I have been craving all the briny things lately. Kalamata olives, tapenade, capers even, and pickled everything. Trader Joe’s started carrying spicy quick-pickled vegetables in the refrigerated section, and I’ve been enjoying those with hummus or avocado on toast. Also on salads, or just plain. Did I mention that I’m really into the briny things lately?
These pickled vegetables are modeled after traditional Mexican jalapeños en escabeche, an amazing pickled carrot, onion and jalapeño mix that you might receive with your order at a Mexican restaurant (if you’re lucky). I tried several recipes when I was recipe testing for the cookbook, but couldn’t get them quite right, so I gave up.
Trader Joe’s version inspired me to give them another shot, and I’m pleased to report that I’ve finally figured them out. Funny how it’s easier to think straight when cookbook deadlines aren’t looming. Unlike traditional jalapeños en escabeche, which are often cooked in some oil, I used just vinegar, water and spices. These pickles are fresh and light additions to any sandwich, salad or dish that needs a punch of briny flavor.
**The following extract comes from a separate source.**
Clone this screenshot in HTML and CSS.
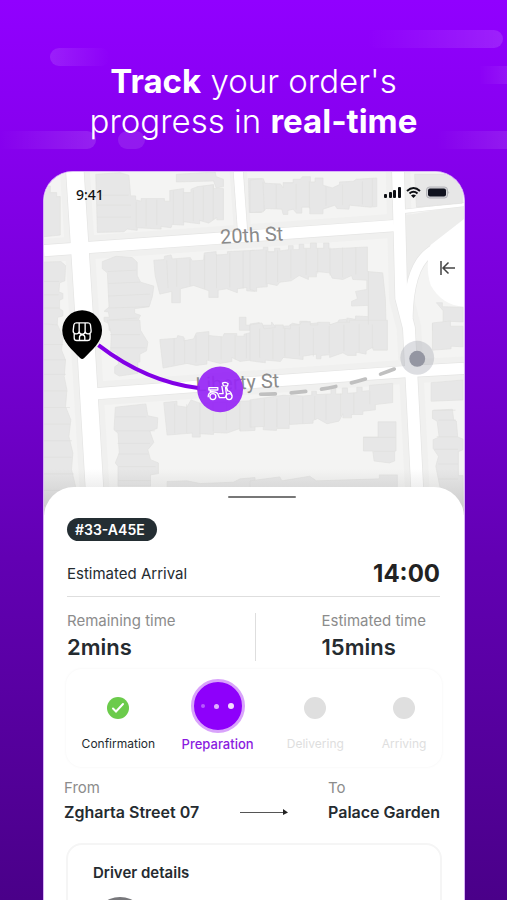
FILE: index.html
```html
<!DOCTYPE html>
<html lang="en">
<head>
    <meta charset="UTF-8">
    <meta name="viewport" content="width=device-width, initial-scale=1.0">
    <title>Track your order</title>
    <link rel="stylesheet" href="styles.css">
</head>
<body>

    <header class="hero">
        <span class="streak streak-1"></span>
        <span class="streak streak-2"></span>
        <span class="streak streak-3"></span>
        <span class="streak streak-4"></span>
        <span class="streak streak-5"></span>
        <span class="streak streak-6"></span>
        <h1><b>Track</b> your order's<br>progress in <b>real-time</b></h1>
    </header>

    <main class="phone">
        <!-- map -->
        <section class="map-area">
            <svg class="map" viewBox="0 0 1266 1035" preserveAspectRatio="xMidYMin slice">
                <defs>
                    <linearGradient id="fade" x1="0" y1="0" x2="0" y2="1">
                        <stop offset="0" stop-color="#999" stop-opacity="0"/>
                        <stop offset="1" stop-color="#999" stop-opacity=".4"/>
                    </linearGradient>
                </defs>
                <rect width="1266" height="1035" fill="#f4f4f3"/>

                <!-- pavements -->
                <g class="kerb">
                    <path stroke-width="90" d="M92-20 120 417 158 1050"/>
                    <path stroke-width="72" d="M0 237 1055 162"/>
                    <path stroke-width="72" d="M130 670 480 645 1090 602 1266 592"/>
                    <path stroke-width="74" d="M1067-10 1077 380 1100 470 1130 1050"/>
                    <path stroke-width="52" d="M585-10 600 200"/>
                </g>
                <path fill="#ededec" d="M1090 130 1266 100V180L1170 250 1125 300 1100 390 1085 360z"/>

                <!-- roads -->
                <g class="road road-edge">
                    <path stroke-width="57" d="M92-20 120 417 158 1050"/>
                    <path stroke-width="38" d="M0 237 1055 162"/>
                    <path stroke-width="38" d="M130 670 480 645 1090 602 1266 592"/>
                    <path stroke-width="40" d="M1067-10 1077 380 1100 470 1130 1050"/>
                    <path stroke-width="32" d="M585-10 600 200"/>
                    <path stroke-width="32" d="M1097 440Q1100 290 1160 244L1270 160"/>
                    <path stroke-width="14" d="M1080 119 1266 98"/>
                </g>
                <g class="road">
                    <path stroke-width="53" d="M92-20 120 417 158 1050"/>
                    <path stroke-width="34" d="M0 237 1055 162"/>
                    <path stroke-width="34" d="M130 670 480 645 1090 602 1266 592"/>
                    <path stroke-width="36" d="M1067-10 1077 380 1100 470 1130 1050"/>
                    <path stroke-width="28" d="M585-10 600 200"/>
                    <path stroke-width="28" d="M1097 440Q1100 290 1160 244L1270 160"/>
                    <path stroke-width="10" d="M1080 119 1266 98"/>
                </g>
                <path fill="#fff" d="M1266 142 1165 220Q1148 290 1166 342 1200 402 1266 406z"/>

                <!-- buildings, north west -->
                <g class="building" transform="translate(-9 -18)">
                    <path d="M0 60H28V80H47V92H58V208L0 214z"/>
                    <path d="M165 25 238 20 265 28 270 90H285V102L302 106V98H372V106H388V74L430 68V80H452V70L472 62 520 56V68H550V162H530V155L506 172 478 164V174L430 168V178L395 176 392 186 362 182V190L290 186V194L260 190 250 198 170 200z"/>
                    <path d="M408 25 525 18 528 32 550 40V62L528 66 520 45 408 48z"/>
                    <path d="M625 38H665V140H628z"/>
                    <path d="M0 290 60 288 74 300 72 346 56 352 54 380 66 384V400L56 404V430L66 436V452L50 456 48 495H0z"/>
                    <path d="M185 288 226 272 275 276 290 290V330L300 350 340 362 336 392 326 424 282 430V444L300 450 290 470V495H205V475L190 468V456H206L203 440 190 438 205 425 200 322 185 310z"/>
                    <path d="M340 284 372 282V272L392 268 396 280 450 276 456 286 490 284 492 262 528 258V268L562 266V258L645 254V378L620 376V366L592 370V382L560 370 534 374V396H506V376L460 360 420 370V412H394V378L358 386 344 330z"/>
                    <path d="M598 456H618V480H645V495H598z"/>
                </g>

                <!-- north east -->
                <g class="building" transform="translate(621 -18)">
                    <path d="M0 42 40 38 45 52 92 54 100 66V50H130V40H152L158 32H182V48H196V36H220V58L248 66 270 56V48L312 46 320 40 382 36V122L362 124 300 118 298 130 262 128 256 118 220 130V144H180V124H156V142H140L130 130 114 134V146H100L96 130 48 128 40 138 0 140z"/>
                    <path d="M496 25H600L640 70V112L502 124z"/>
                    <path d="M0 255 40 252V245H54V258H74V248H90V256L116 252V240H130V252H148V236H162V248H182V232H200V248H222V232H238V250L354 244V318L400 322 408 400 410 480 380 484V495H0V476L28 472V480H65V470L76 484 116 482 128 474 150 478V468H172V476L212 472V480L262 476 268 464 290 462 292 470V458L318 462V452L356 454V420L306 422V408L324 400 318 378 352 372V344L310 342 306 330 280 342 248 338 240 322 200 318V334H176V342L148 330 124 346 90 350 82 360 52 354V364L20 366V378L0 372z"/>
                    <path d="M562 412H580V424L642 426V470L600 468V495H550V475H582V436z"/>
                </g>

                <!-- south west -->
                <g class="building" transform="translate(-9 447)">
                    <path d="M0 10 50 14 66 50 62 90 74 120 70 170 78 210 74 260 90 300 84 350 96 400 92 450 104 500V560H0z"/>
                    <path d="M200 0H298L300 30 322 66 318 92 298 102V126H292V160L236 168 222 160V140L234 132 228 98 210 92 212 40z"/>
                    <path d="M358 58 410 54 412 46 430 50V62L460 56 468 38 506 34V46L548 50 552 40H590V48H612V42L645 34V118L600 124 575 112V124L540 130 500 120V132L468 136 440 130 368 144z"/>
                    <path d="M224 262 316 252 322 288 352 294 350 326 328 334 340 368 322 390 330 420 354 430V462L330 466V500H232V440L224 430 236 400 232 340 220 330z"/>
                    <path d="M370 248 410 244V258L440 262 452 240 480 250 645 242V332L600 334V326L560 340 520 338V344L480 342V352H456V340L380 346z"/>
                    <path d="M380 486 440 484 480 492 580 488 600 478 645 474V560H380z"/>
                </g>

                <!-- south east -->
                <g class="building" transform="translate(621 447)">
                    <path d="M0 14 36 8 42 26 76 22V14H100V24L122 26V14H150L156 4H182V14H204V6H240V14L262 6H300V0H414V90H372V80L350 92V102L320 96V106H294L280 98 240 112V104L214 106V116H200V102L160 108V118L100 112 92 124 46 120V128L0 122z"/>
                    <path d="M550 8 604 2V18H642V80L606 78V86L550 90z"/>
                    <path d="M0 240 100 226 160 228 186 226V214H200V224L244 222V206H258V222H278V204H294V220L322 218V202H338V214L360 212V196L430 190V248L378 254V270L340 274V284H306V294H280V282L268 304 232 312 204 296 190 302V310L118 314V326H80V332L40 330V320L0 322z"/>
                    <path d="M386 306H440V394H436V424L420 430 374 424 370 394H342V352H386z"/>
                    <path d="M546 188 642 180V240L546 244z"/>
                    <path d="M550 272 610 268 614 300 622 304 626 352 642 358V390L628 396V468H642V560H580L572 500 560 440 568 410 552 386V360L570 352 564 304 550 296z"/>
                    <path d="M0 484 90 472 96 484 180 470 200 484 390 478V466H444V520H0z"/>
                </g>

                <!-- lot lines between the houses -->
                <g class="lots">
                    <path d="M158 70H255M160 100H262M160 136H262M278 90V168M308 82V164M340 84V160M390 58V156M420 60V152M450 54V148M480 44V146M510 42V144"/>
                    <path d="M660 30 664 116M700 38V110M760 36V112M800 28V110M850 44V102M900 38V100M960 28V98M990 20V102"/>
                    <path d="M0 330H46M0 370H44M0 410H46M192 300 278 296M194 336 290 332M194 374 320 368M194 410 316 406M196 446 282 440"/>
                    <path d="M370 266 374 350M400 264V346M440 262V342M484 250V352M520 248V350M560 244V348M600 240V352M670 236V338M704 236V332M744 234V320M790 232V310M825 230V306M862 228V312M900 228V318M940 226V308M978 300V460"/>
                    <path d="M0 520H58M0 566H66M0 610H66M0 660H70M0 710H78M0 760H78M0 810H84M0 860H84M0 910H90M0 960H94"/>
                    <path d="M200 490H290M200 530H306M216 738H308M216 780H334M222 818H320M224 850H314M226 888H336M224 930H320"/>
                    <path d="M392 502V580M424 500V576M458 492V574M496 492V568M534 496V566M576 492V566M610 488V562M650 472V560M690 474V564M726 470V556M770 466V554M812 470V556M860 464V546M904 460V540M950 458V542M990 460V534"/>
                    <path d="M394 698V788M430 700V786M470 696V790M510 694V782M550 692V778M590 690V780M624 690V770M664 684V768M702 682V770M740 680V760M780 678V758M816 676V746M850 672V748M894 668V736M934 666V728M982 662V700"/>
                    <path d="M1174 718H1240M1188 748H1242M1184 798H1246M1176 836H1248M1188 880H1248M1190 925H1248M962 800H1060M994 842H1056"/>
                </g>

                <!-- street names -->
                <text class="street" transform="translate(532 216) rotate(-3)">20th St</text>
                <text class="street" transform="translate(458 662) rotate(-3)">Liberty St</text>

                <!-- route -->
                <path fill="none" stroke="#8200e6" stroke-width="12" d="M164 522Q310 634 470 652"/>
                <path class="route-left" d="M653 670Q880 668 1075 586"/>

                <!-- customer -->
                <circle cx="1125" cy="560" r="51" fill="#9a9daa" opacity=".34"/>
                <circle cx="1125" cy="563" r="24" fill="#9496a2"/>

                <!-- shop pin -->
                <path fill="#000" d="M115 417a60 60 0 0 1 60 60c0 36-30 58-54 84q-6 6-12 0c-24-26-54-48-54-84a60 60 0 0 1 60-60z"/>
                <g class="icon-line">
                    <path d="M97 455H133Q139 455 140 461L142 478A9 9 0 0 1 124 480 9 9 0 0 1 106 480 9 9 0 0 1 88 478L90 461Q91 455 97 455zM106 480V455M124 480V455M91 488V500Q91 508 99 508H131Q139 508 139 500V488M107 507V498Q107 491 115 491 123 491 123 498V507"/>
                </g>

                <!-- rider -->
                <circle cx="531" cy="655" r="69" fill="#9727f5" opacity=".93"/>
                <g class="icon-line">
                    <path d="M497 650H524V657H497zM502 657V663M499 663Q524 660 526 674L529 680H544Q549 680 550 670L547 648M495 679Q494 665 507 663M538 636Q548 631 555 638L553 645 541 644zM549 645 554 660Q564 661 566 674M527 668H540L536 645"/>
                    <circle cx="509" cy="677" r="9"/>
                    <circle cx="558" cy="677" r="9"/>
                </g>

                <rect y="895" width="1266" height="140" fill="url(#fade)"/>
            </svg>

            <div class="status-bar">
                <span class="clock">9:41</span>
                <svg class="status-icons" width="66" height="14" viewBox="0 0 66 14">
                    <g fill="#0d0f14">
                        <rect x="0" y="8" width="3" height="4" rx="1"/>
                        <rect x="5" y="6" width="3" height="6" rx="1"/>
                        <rect x="9" y="4" width="3" height="8" rx="1"/>
                        <rect x="14" y="1" width="3" height="11" rx="1"/>
                    </g>
                    <g fill="none" stroke="#0d0f14" stroke-width="2">
                        <path d="M23 5Q29.500-1 36 5"/>
                        <path d="M25.500 7.500Q29.500 4 33.500 7.500"/>
                    </g>
                    <path fill="#0d0f14" d="M27 9.500Q29.500 7.500 32 9.500L29.500 12z"/>
                    <rect x="42.500" y="1" width="21" height="11" rx="3" fill="#d5d5d9" stroke="#b5b5ba"/>
                    <rect x="44" y="2.500" width="18" height="8" rx="2" fill="#11131f"/>
                    <path fill="#a5a5aa" d="M64.500 5Q66 6.500 64.500 8z"/>
                </svg>
            </div>

            <button class="collapse" type="button" aria-label="Collapse">
                <svg width="15" height="14" viewBox="0 0 15 14" fill="none" stroke="#444" stroke-width="1.500">
                    <path d="M1 0V14M15 7H3M8.500 1.500 3 7 8.500 12.500"/>
                </svg>
            </button>
        </section>

        <!-- order sheet -->
        <section class="sheet">
            <div class="handle"></div>
            <span class="badge">#33-A45E</span>

            <div class="arrival">
                <span>Estimated Arrival</span>
                <strong>14:00</strong>
            </div>

            <div class="times">
                <div class="time">
                    <span class="label">Remaining time</span>
                    <strong>2mins</strong>
                </div>
                <div class="time time-total">
                    <span class="label">Estimated time</span>
                    <strong>15mins</strong>
                </div>
            </div>

            <ol class="steps">
                <li class="step done">
                    <span class="dot">
                        <svg width="14" height="12" viewBox="0 0 14 12" fill="none" stroke="#fff" stroke-width="2" stroke-linecap="round">
                            <path d="M2 6.500 5 9.500 12 2"/>
                        </svg>
                    </span>
                    <span>Confirmation</span>
                </li>
                <li class="step active">
                    <span class="dot"><i></i><i></i><i></i></span>
                    <span>Preparation</span>
                </li>
                <li class="step">
                    <span class="dot"></span>
                    <span>Delivering</span>
                </li>
                <li class="step">
                    <span class="dot"></span>
                    <span>Arriving</span>
                </li>
            </ol>

            <div class="route">
                <div class="place">
                    <span class="label">From</span>
                    <strong>Zgharta Street 07</strong>
                </div>
                <svg class="arrow" width="48" height="6" viewBox="0 0 48 6">
                    <path stroke="#555" d="M0 3.500H44"/>
                    <path fill="#222" d="M43 0 48 3.500 43 6z"/>
                </svg>
                <div class="place">
                    <span class="label">To</span>
                    <strong>Palace Garden</strong>
                </div>
            </div>

            <div class="driver">
                <h2>Driver details</h2>
                <div class="avatar"></div>
            </div>
        </section>
    </main>

</body>
</html>
```
FILE: styles.css
```css
* {
    box-sizing: border-box;
}

body {
    margin: 0;
    height: 100vh;
    overflow: hidden;
    display: flex;
    flex-direction: column;
    font-family: Inter, 'Liberation Sans', sans-serif;
    color: #252b30;
    background: linear-gradient(#9100ff 0%, #8500ec 18%, #7600d4 38%, #6200b3 62%, #4a0089 100%);
}

/* heading */
.hero {
    position: relative;
    flex: none;
    padding: 61px 0 30px;
    text-align: center;
    color: #fff;
}

h1 {
    position: relative;
    margin: 0;
    font-size: 33px;
    line-height: 40px;
    font-weight: 300;
}

h1 b {
    font-weight: 700;
}

.streak {
    position: absolute;
    height: 18px;
    border-radius: 9px;
}

.streak-1 {
    top: 48px;
    left: 50px;
    width: 60px;
    background: linear-gradient(90deg, rgba(255, 255, 255, 0.12), transparent);
}

.streak-2 {
    top: 30px;
    right: 4px;
    width: 136px;
    background: linear-gradient(270deg, rgba(255, 255, 255, 0.13), transparent);
}

.streak-3 {
    top: 66px;
    right: 0;
    width: 28px;
    border-radius: 0;
    background: linear-gradient(270deg, rgba(255, 255, 255, 0.08), transparent);
}

.streak-4 {
    top: 131px;
    left: 0;
    width: 96px;
    border-radius: 0 9px 9px 0;
    background: linear-gradient(270deg, rgba(255, 255, 255, 0.13), transparent);
}

.streak-5 {
    top: 131px;
    left: 118px;
    width: 27px;
    background: rgba(255, 255, 255, 0.1);
}

.streak-6 {
    top: 131px;
    right: 0;
    width: 70px;
    border-radius: 0;
    background: linear-gradient(270deg, rgba(255, 255, 255, 0.1), transparent);
}

/* phone */
.phone {
    flex: 1;
    min-height: 0;
    margin: 0 42px 0 43px;
    display: flex;
    flex-direction: column;
    overflow: hidden;
    border-radius: 30px 30px 0 0;
    background: #fff;
    border: 1px solid #d9b3f7;
    border-bottom: 0;
}

.map-area {
    position: relative;
    flex: none;
}

.map {
    display: block;
    width: 100%;
}

.kerb path {
    fill: none;
    stroke: #f0f0ef;
}

.road path {
    fill: none;
    stroke: #fff;
}

.road-edge path {
    stroke: #e5e5e4;
}

.building path {
    fill: #e7e7e7;
    stroke: #e0e0df;
    stroke-width: 2;
}

.lots path {
    fill: none;
    stroke: #dfdfde;
    stroke-width: 2;
}

.street {
    font-family: Roboto, sans-serif;
    font-size: 60px;
    fill: #8b8b8b;
}

.route-left {
    fill: none;
    stroke: #c0c0c0;
    stroke-width: 11;
    stroke-linecap: round;
    stroke-dasharray: 44 48;
}

.icon-line {
    fill: none;
    stroke: #fff;
    stroke-width: 4;
    stroke-linejoin: round;
}

.status-bar {
    position: absolute;
    top: 13px;
    left: 32px;
    right: 14px;
    display: flex;
    justify-content: space-between;
    align-items: center;
}

.clock {
    font-family: 'Noto Sans', sans-serif;
    font-size: 14px;
    line-height: 20px;
    font-weight: 500;
    color: #111;
}

.status-icons {
    margin-bottom: 4px;
}

.collapse {
    position: absolute;
    top: 78px;
    right: 0;
    width: 36px;
    height: 36px;
    padding: 0 8px 0 12px;
    display: flex;
    align-items: center;
    border: 0;
    background: none;
}

/* sheet */
.sheet {
    position: relative;
    flex: 1;
    margin-top: -28px;
    padding: 9px 22px 0;
    border-radius: 30px 30px 0 0;
    background: #fff;
}

.handle {
    width: 68px;
    height: 2px;
    margin: 0 0 20px 43%;
    border-radius: 1px;
    background: #777;
}

.badge {
    display: inline-block;
    margin-left: 1px;
    padding: 0 12px 0 8px;
    border-radius: 12px;
    background: #242e33;
    color: #fff;
    font-size: 14px;
    line-height: 23px;
    font-weight: 600;
}

.arrival {
    display: flex;
    justify-content: space-between;
    align-items: center;
    height: 46px;
    margin: 10px 2px 0 1px;
    border-bottom: 1px solid #dedede;
    font-size: 15px;
    line-height: 24px;
}

.arrival strong {
    font-size: 24px;
    color: #222;
}

.times {
    display: grid;
    grid-template-columns: 1fr 1fr;
    margin: 16px 0 8px 1px;
}

.label {
    font-size: 15px;
    line-height: 20px;
    color: #8c8c8c;
}

.time {
    display: flex;
    flex-direction: column;
    justify-content: center;
    height: 48px;
}

.time strong {
    font-size: 22px;
    line-height: 32px;
    font-weight: 600;
}

.time-total {
    padding-left: 66px;
    border-left: 1px solid #dedede;
}

.steps {
    display: grid;
    grid-template-columns: 105fr 94fr 102fr 76fr;
    height: 98px;
    margin: 0;
    padding: 0 0 14px;
    list-style: none;
    border-radius: 16px;
    box-shadow: 0 0 3px rgba(0, 0, 0, 0.05);
}

.step {
    display: flex;
    flex-direction: column;
    align-items: center;
    justify-content: flex-end;
    gap: 16px;
    font-size: 12px;
    line-height: 18px;
    color: #dedede;
}

.dot {
    display: flex;
    align-items: center;
    justify-content: center;
    width: 22px;
    height: 22px;
    border-radius: 50%;
    background: #dfdfdf;
}

.done {
    color: #252b30;
}

.done .dot {
    background: #6bcb4b;
}

.active {
    gap: 2px;
    font-size: 13px;
    font-weight: 500;
    color: #8a1be0;
}

.active .dot {
    gap: 9px;
    width: 54px;
    height: 54px;
    border: 3px solid #d9a3fb;
    background: #8e00fb;
}

.dot i {
    width: 6px;
    height: 6px;
    border-radius: 50%;
    background: #f3dcff;
}

.dot i:first-child {
    width: 4px;
    height: 4px;
    opacity: 0.4;
}

.dot i:nth-child(2) {
    width: 5px;
    height: 5px;
    opacity: 0.8;
}

.route {
    display: flex;
    justify-content: space-between;
    margin: 11px 2px 0 -2px;
}

.place {
    display: flex;
    flex-direction: column;
}

.place strong {
    font-size: 16px;
    line-height: 28px;
    font-weight: 600;
}

.arrow {
    margin-top: 31px;
}

.driver {
    height: 140px;
    margin-top: 17px;
    padding: 16px 25px;
    border: 2px solid #f5f5f5;
    border-radius: 16px;
}

h2 {
    margin: 0;
    font-size: 15px;
    line-height: 24px;
    font-weight: 600;
}

.avatar {
    width: 54px;
    height: 54px;
    margin-top: 12px;
    border-radius: 50%;
    background: #77777b;
}
```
- ½ medium cauliflower, florets cut into small, bite-sized pieces
- 2 medium carrots, cut on a sharp diagonal into ⅛” thin rounds
- 1 small white or yellow onion, sliced into very thin rounds
- 2 medium jalapeños, sliced into thin rounds
- 6 garlic cloves, quartered
- 1 cup plain white vinegar or apple cider vinegar
- 1 cup water
- 1 tablespoon salt
- 1½ tablespoons honey or maple syrup
- 1 bay leaf
- 1 teaspoon oregano (preferably Mexican oregano)
- Freshly ground black pepper
- Pack the cauliflower, carrots, onion, jalapeños and garlic into a quart-sized wide-mouth mason jar. Place the jar in the sink, since you'll be pouring hot liquid into it soon.
- In a medium saucepan, combine the vinegar, water, salt, honey, bay leaf, oregano and a generous amount of freshly ground black pepper. Bring the mixture to a simmer over high heat, then carefully pour the hot vinegar mixture into the jar. You should have enough to completely submerge the vegetables (and maybe a little extra). Tuck the bay leaf into the side of the jar.
- Let the pickles cool to room temperature (about 1½ hours) before gently tapping the jar to remove air bubbles. The pickles should be pretty well pickled and ready to consume at this point. If you're not eating them right away, securely fasten the lid and refrigerate for up to a month.
Note on canning: I have not tried canning these in a water bath for long-term storage (I wouldn't even know how to do it). I'm not sure these would store safely for later, so I don't recommend doing it.